Mais au fait, qu’est-ce que l’austérité ? D’entrée de jeu, l’austérité est un terme qui peut aussi bien faire référence à une idée, une idéologie, une politique, une doctrine, un levier de transformation sociale, un projet culturel ou encore un programme gouvernemental⁶. Comme telle, l’idée n’est pas nouvelle et on peut en retracer les origines philosophiques chez des auteurs classiques comme John Locke, David Hume et Adam Smith⁷. Ces auteurs, et tout particulièrement John Locke, sont les précurseurs du dilemme libéral par excellence au sujet de l’État : « can’t live with it, can’t live without it, don’t want to pay for it⁸ ». Comme il est impossible de vivre sans l’État, l’objectif premier de l’austérité est d’assurer que le moins de ressources pécuniaires possible servent au fonctionnement de celui-ci. L’histoire nous montre toutefois qu’il en a été autrement et que l’État n’a cessé de prendre de l’expansion, et ce, particulièrement au cours du xxe siècle. L’évolution des finances publiques des États contemporains et de leurs politiques budgétaires ne peut donc être qualifiée d’austère. Ce qui est demandé aux gouvernements, c’est une gestion juste, équitable, efficiente et surtout efficace. Pour cela, seule la rigueur permet de faire des choix budgétaires basés sur des critères pertinents. L’austérité est axée sur le minimum tandis que la rigueur est orientée vers l’optimum. L’emploi optimal des dépenses publiques est le seul compatible avec la nature de l’État contemporain.
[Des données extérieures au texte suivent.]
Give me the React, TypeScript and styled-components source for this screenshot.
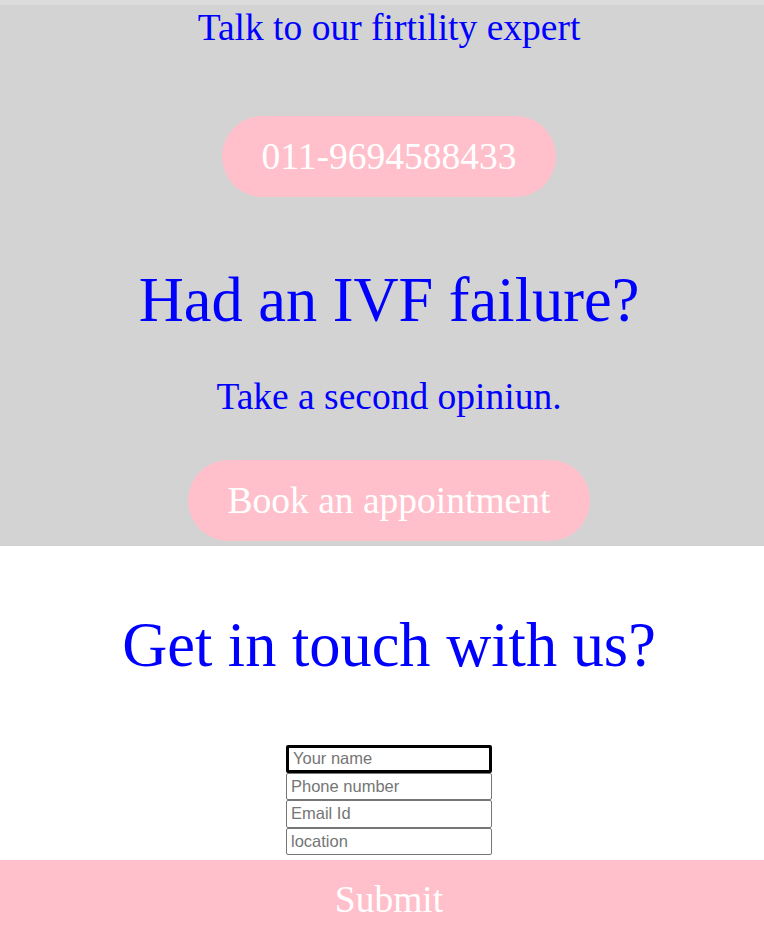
import styled, { createGlobalStyle } from 'styled-components'

const GlobalStyle = createGlobalStyle`
  html, body {
    overflow-x: hidden;
  }
  body {
    margin: 0;
    font-family: "Liberation Serif", "Times New Roman", serif;
    background: #fff;
  }
`

// page content is a bit wider than the window, so it sits right of center
const Page = styled.div`
  width: 778px;
`

const TopStrip = styled.div`
  height: 5px;
  background: #dcdcdc;
`

const Hero = styled.section`
  background-color: lightgray;
  display: flex;
  flex-direction: column;
  align-items: center;
  padding-bottom: 5px;
`

const Tagline = styled.p`
  margin: 0;
  color: blue;
  font-size: 37.5px;
  line-height: 46px;
`

const PillButton = styled.button<{ $top: number }>`
  margin-top: ${p => p.$top}px;
  background: pink;
  color: white;
  border: none;
  border-radius: 41px;
  padding: 19px 40px;
  font-family: inherit;
  font-size: 37.5px;
  line-height: 43px;
  cursor: pointer;
`

const BigTitle = styled.h1<{ $top: number }>`
  margin: ${p => p.$top}px 0 0;
  color: blue;
  font-weight: normal;
  font-size: 62.4px;
  line-height: 71px;
  text-align: center;
`

const Subtitle = styled.p`
  margin: 40px 0 0;
  color: blue;
  font-size: 37.5px;
  line-height: 44px;
`

const Contact = styled.section`
  display: flex;
  flex-direction: column;
  align-items: center;
`

const Form = styled.form`
  display: flex;
  flex-direction: column;
  align-items: center;
  width: 100%;
  margin-top: 65px;
`

const Field = styled.input<{ $active?: boolean }>`
  box-sizing: border-box;
  width: 206px;
  height: 27.5px;
  margin: 0;
  padding: 0 4px;
  border: ${p => (p.$active ? '3px solid #000' : '1px solid #767676')};
  border-radius: 2px;
  font-family: "Liberation Sans", Arial, sans-serif;
  font-size: 16.5px;
  outline: none;
  &::placeholder {
    color: #757575;
  }
`

const SubmitBar = styled.button`
  margin-top: 5px;
  width: 100%;
  height: 78px;
  border: none;
  background: pink;
  color: white;
  font-family: inherit;
  font-size: 37.5px;
  cursor: pointer;
`

export default function App() {
  return (
    <Page>
      <GlobalStyle />
      <TopStrip />
      <Hero>
        <Tagline>Talk to our firtility expert</Tagline>
        <PillButton $top={65}>011-9694588433</PillButton>
        <BigTitle $top={67}>Had an IVF failure?</BigTitle>
        <Subtitle>Take a second opiniun.</Subtitle>
        <PillButton $top={41}>Book an appointment</PillButton>
      </Hero>
      <Contact>
        <BigTitle $top={63}>Get in touch with us?</BigTitle>
        <Form onSubmit={e => e.preventDefault()}>
          <Field $active placeholder="Your name" />
          <Field placeholder="Phone number" />
          <Field placeholder="Email Id" />
          <Field placeholder="location" />
          <SubmitBar type="submit">Submit</SubmitBar>
        </Form>
      </Contact>
    </Page>
  )
}
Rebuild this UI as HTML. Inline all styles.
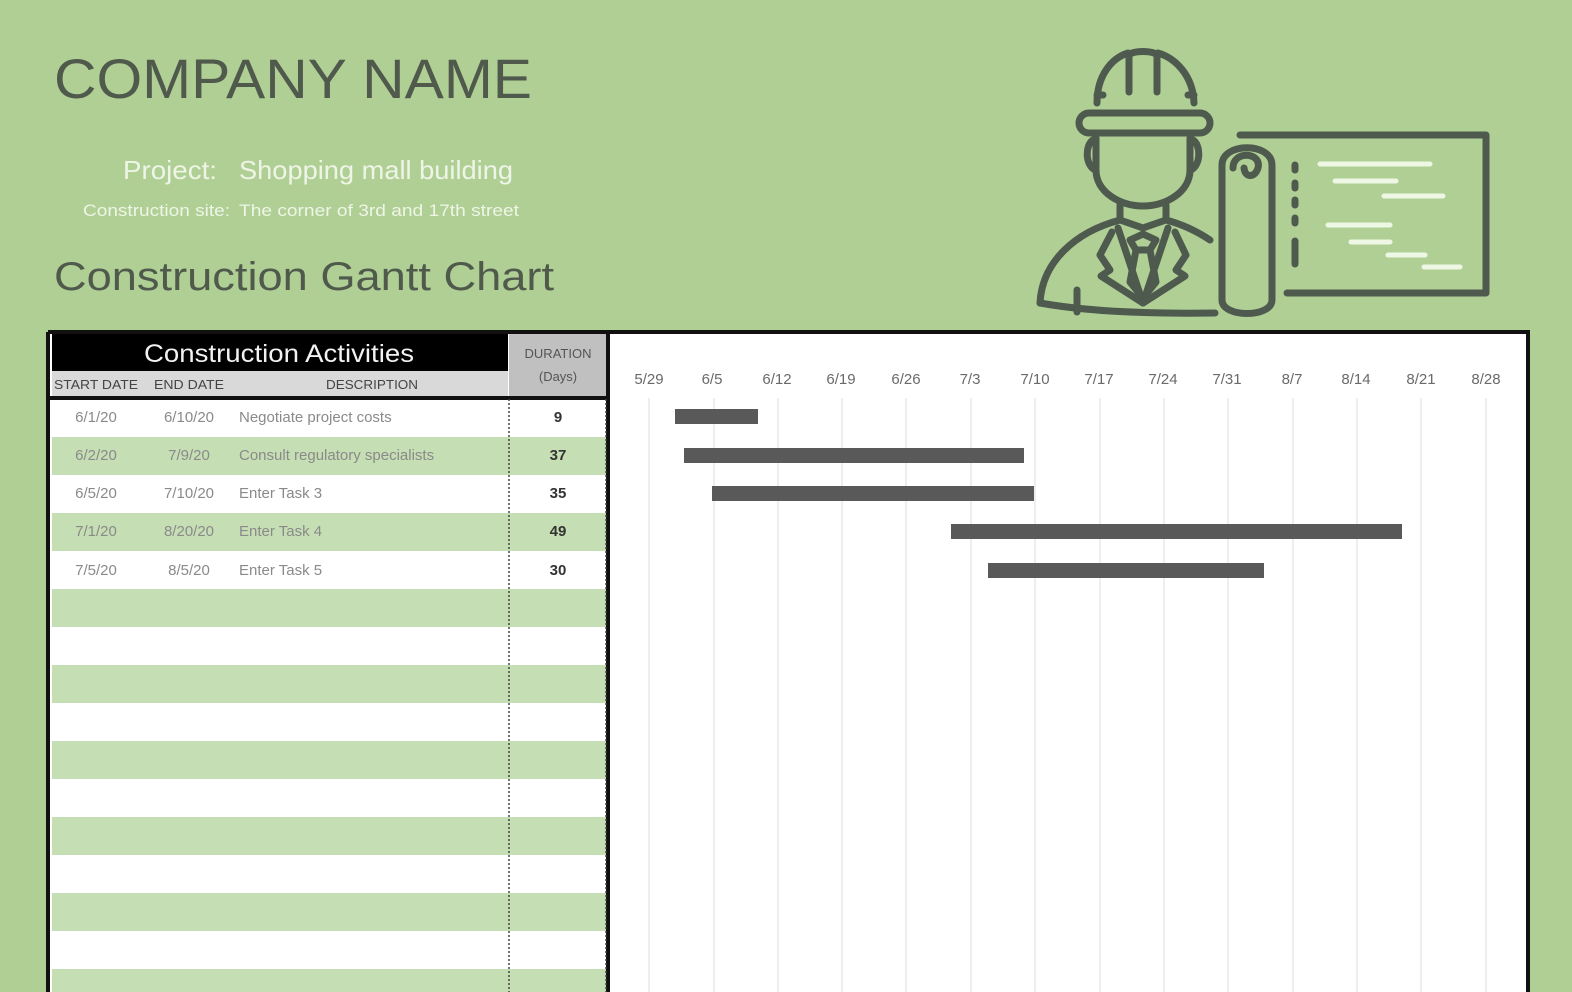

Dans un contexte où la plupart des États occidentaux doivent assumer un endettement important, l’objectif des politiques de rigueur et de ses partisans est désormais de réduire l’endettement de manière à favoriser la croissance économique et à limiter la pression sur les programmes. Pour les gouvernements, il s’agit d’un devoir moral envers leurs commettants qui désirent recevoir des services répondant à leurs besoins et à leurs attentes tout en attendant des gouvernements une utilisation judicieuse, voire parcimonieuse, des fonds publics. Les gouvernements et plus particulièrement les responsables de la politique budgétaire ont des choix à faire et doivent prendre des décisions qui sont influencées par une foule de facteurs. C’est donc l’objectif de cet ouvrage de permettre au lecteur de comprendre les facteurs ainsi que les tenants et aboutissants des dépenses publiques et de leurs conséquences.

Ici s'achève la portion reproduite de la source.